28 percent of the House members and 20 percent of the senators who voted against the ban identified themselves as Catholic. In the Senate, they are the usual suspects from the old leftist wing of the Democratic Party: Ted Kennedy and John Kerry, Barbara Mikulski, Christopher Dodd, Patrick Leahy, Tom Daschle, Tom Harkin, and Carol Moseley-Braun. Interestingly, Senator Daniel Patrick Moynihan dodged the issue by not casting a vote. Only two Catholic Democrats voted in favor of the ban: Joseph Biden and John Breaux. In contrast, the nine Senate Catholic Republicans were united in their support of the ban; not one of them voted against it.

In the House, it was a somewhat different story.

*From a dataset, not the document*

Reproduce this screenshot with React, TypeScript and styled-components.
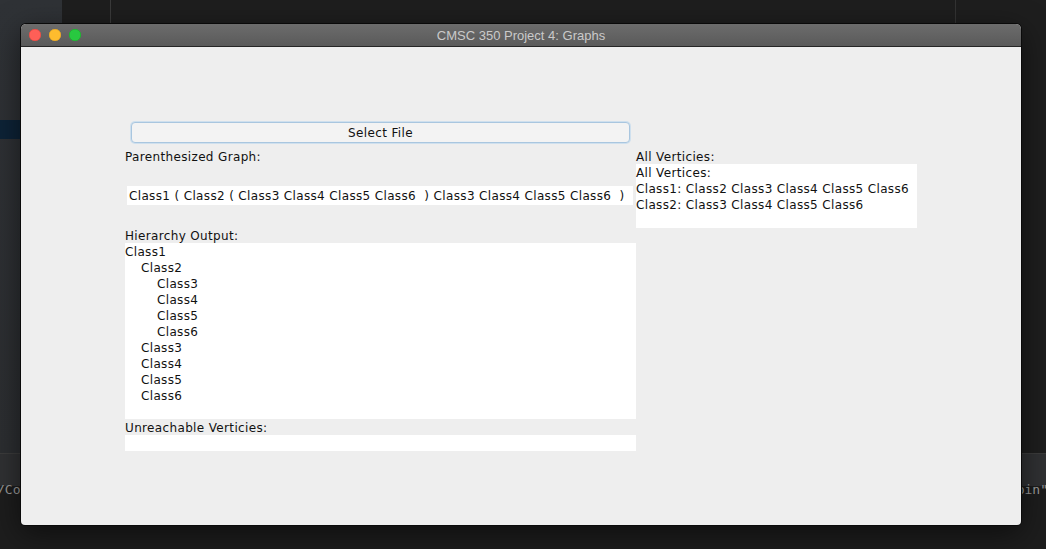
import { FC } from 'react';
import styled, { createGlobalStyle } from 'styled-components';

const GlobalStyle = createGlobalStyle`
  html, body {
    margin: 0;
    padding: 0;
    background: #1e1e1e;
    overflow: hidden;
  }
`;

const Desktop = styled.div`
  position: relative;
  width: 1046px;
  height: 549px;
  display: flex;
  flex-direction: column;
  background: #1d1d1d;
  overflow: hidden;
`;

const Workspace = styled.div`
  display: flex;
  height: 453px;
`;

const Sidebar = styled.div`
  width: 62px;
  background: linear-gradient(180deg, #2f3236 0%, #2c2e31 100%);
  padding-top: 120px;
  box-sizing: border-box;
`;

const SidebarSelection = styled.div`
  height: 19px;
  width: 20px;
  background: #0d2337;
`;

const Gutter = styled.div`
  width: 48px;
  background: #1e1e1e;
  border-right: 1px solid #3a3a3a;
`;

const Editor = styled.div`
  flex: 1;
  display: flex;
  justify-content: flex-end;
  background: #1e1e1e;
`;

const EditorSplit = styled.div`
  width: 90px;
  border-left: 1px solid #333;
  background: #1e1e1e;
`;

const PanelBar = styled.div`
  height: 32px;
  background: #303133;
  border-top: 1px solid #3c3c3c;
`;

const Terminal = styled.div`
  display: flex;
  justify-content: space-between;
  margin: -5px -2px 0 -3px;
  font-family: 'DejaVu Sans Mono', monospace;
  font-size: 13px;
  color: #9a9a9a;
  line-height: 18px;
`;

const Window = styled.div`
  position: absolute;
  left: 21px;
  top: 24px;
  width: 1000px;
  height: 501px;
  display: flex;
  flex-direction: column;
  border-radius: 5px 5px 4px 4px;
  overflow: hidden;
  background: #eeeeee;
  box-shadow: 0 0 0 1px #0a0a0a, 0 8px 30px rgba(0, 0, 0, 0.55);
`;

const TitleBar = styled.div`
  position: relative;
  height: 22px;
  display: flex;
  align-items: center;
  justify-content: center;
  background: linear-gradient(180deg, #6c6c6c 0%, #5a5a5a 100%);
  border-bottom: 1px solid #262626;
  font-family: 'Liberation Sans', Arial, sans-serif;
  font-size: 13px;
  color: #cacaca;
`;

const Lights = styled.div`
  position: absolute;
  left: 8px;
  top: 5px;
  display: flex;
  gap: 8px;
`;

const Light = styled.span<{ $color: string; $edge: string }>`
  width: 12px;
  height: 12px;
  border-radius: 50%;
  background: ${(p) => p.$color};
  box-shadow: inset 0 0 0 0.5px ${(p) => p.$edge};
`;

const Body = styled.div`
  flex: 1;
  display: grid;
  grid-template-columns: 511px 281px;
  grid-template-rows: 21px auto;
  row-gap: 5px;
  align-content: start;
  padding: 75px 0 0 104px;
  font-family: 'DejaVu Sans', 'Liberation Sans', sans-serif;
  font-size: 12px;
  letter-spacing: 0.35px;
  color: #111;
`;

const SelectButton = styled.button`
  grid-column: 1;
  margin-left: 6px;
  width: 499px;
  height: 21px;
  padding: 0;
  border: 1px solid #a9c6df;
  border-radius: 4px;
  background: #f3f3f3;
  box-shadow: 0 0 0 1px #cfe0ee;
  font-family: inherit;
  font-size: 12px;
  letter-spacing: 0.35px;
  color: #111;
`;

const Column = styled.div`
  display: flex;
  flex-direction: column;
`;

const Label = styled.div<{ $gap?: number }>`
  height: 16px;
  line-height: 18px;
  margin-bottom: ${(p) => p.$gap ?? 0}px;
  white-space: pre;
`;

const TextField = styled.div`
  margin-left: 2px;
  width: 506px;
  height: 19px;
  line-height: 21px;
  padding-left: 2px;
  box-sizing: border-box;
  background: #ffffff;
  white-space: pre;
  margin-bottom: 22px;
`;

const TextArea = styled.div<{ $height: number }>`
  height: ${(p) => p.$height}px;
  background: #ffffff;
`;

const Line = styled.div<{ $level: number }>`
  height: 16px;
  line-height: 18px;
  padding-left: ${(p) => p.$level * 16}px;
  white-space: pre;
`;

type Node = { name: string; level: number };

const hierarchy: Node[] = [
  { name: 'Class1', level: 0 },
  { name: 'Class2', level: 1 },
  { name: 'Class3', level: 2 },
  { name: 'Class4', level: 2 },
  { name: 'Class5', level: 2 },
  { name: 'Class6', level: 2 },
  { name: 'Class3', level: 1 },
  { name: 'Class4', level: 1 },
  { name: 'Class5', level: 1 },
  { name: 'Class6', level: 1 },
];

const vertices = [
  'All Vertices:',
  'Class1: Class2 Class3 Class4 Class5 Class6',
  'Class2: Class3 Class4 Class5 Class6',
];

const App: FC = () => {
  return (
    <>
      <GlobalStyle />
      <Desktop>
        <Workspace>
          <Sidebar>
            <SidebarSelection />
          </Sidebar>
          <Gutter />
          <Editor>
            <EditorSplit />
          </Editor>
        </Workspace>
        <PanelBar />
        <Terminal>
          <span>/Co</span>
          <span>pin"</span>
        </Terminal>

        <Window>
          <TitleBar>
            <Lights>
              <Light $color="#fe5f57" $edge="#e0443e" />
              <Light $color="#febc2e" $edge="#dea123" />
              <Light $color="#28c840" $edge="#1aab29" />
            </Lights>
            CMSC 350 Project 4: Graphs
          </TitleBar>
          <Body>
            <SelectButton>Select File</SelectButton>
            <div />
            <Column>
              <Label $gap={22}>Parenthesized Graph:</Label>
              <TextField>Class1 ( Class2 ( Class3 Class4 Class5 Class6  ) Class3 Class4 Class5 Class6  )</TextField>
              <Label>Hierarchy Output:</Label>
              <TextArea $height={176}>
                {hierarchy.map((node, i) => (
                  <Line key={i} $level={node.level}>
                    {node.name}
                  </Line>
                ))}
              </TextArea>
              <Label>Unreachable Verticies:</Label>
              <TextArea $height={16} />
            </Column>
            <Column>
              <Label>All Verticies:</Label>
              <TextArea $height={64}>
                {vertices.map((v, i) => (
                  <Line key={i} $level={0}>
                    {v}
                  </Line>
                ))}
              </TextArea>
            </Column>
          </Body>
        </Window>
      </Desktop>
    </>
  );
};

export default App;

Almost all Catholic House Republicans, 55 total, voted for the ban. The four who voted against it: Connie Morella, Peter Torkildson, Steven Horn, and Sherwood Boehlert, are, not surprisingly, the most liberal members of their party. Catholic Democrats in the House were more clearly split on the ban (31 for, 36 against), in contrast to the Catholic Democratic Senators.

Worthy of closer study is the story of those Catholic House members who had been identified as pro-abortion by the National Abortion Rights Action League (NARAL), but who cast votes in support of the ban: Susan Molinari, Jim Moran, Patrick Kennedy (son of Senator Kennedy), and Matthew Martinez.

The reason for these defections? The abortion procedure itself. Congressman Ron Lewis, an adoptive father and a Baptist minister, stated for Crisis that “the ban sold itself” because it was clear that the procedure was a cruel act of death. He noted that when the ban’s supporters graphically showed what the procedure entailed, they forced the legislators to confront its brutality.

For whatever reason, once the defections had taken place in the House and Senate, who remained to oppose the ban? Lewis had a succinct answer: “the hard core.” Lobbying efforts were fruitless with this group because, he claimed, they were “just unreachable on the issue.” The reason? Their unshakable belief in the right to abort over the right to life.

Role of Cardinals and Laity

During the first phase of House and Senate debate, individual bishops generally maintained a low profile, choosing to work through the National Conference of Catholic Bishops’ (NCCB) Secretariat for Pro-Life Activities. Helen Alvare, the Secretariat’s director of planning and information, frequently testified on Capitol Hill in support of the ban and provided a wealth of background materials and graphics on the procedure to Hill staffers and members.

Ms. Alvare’s work paid off—in the House, at least. There the voting was 67 percent in favor, 33 percent against. In the Senate, however, the vote was much closer: only 55 percent in favor, 45 percent against, and the 55 percent was far short of the two-thirds majority needed to override a veto.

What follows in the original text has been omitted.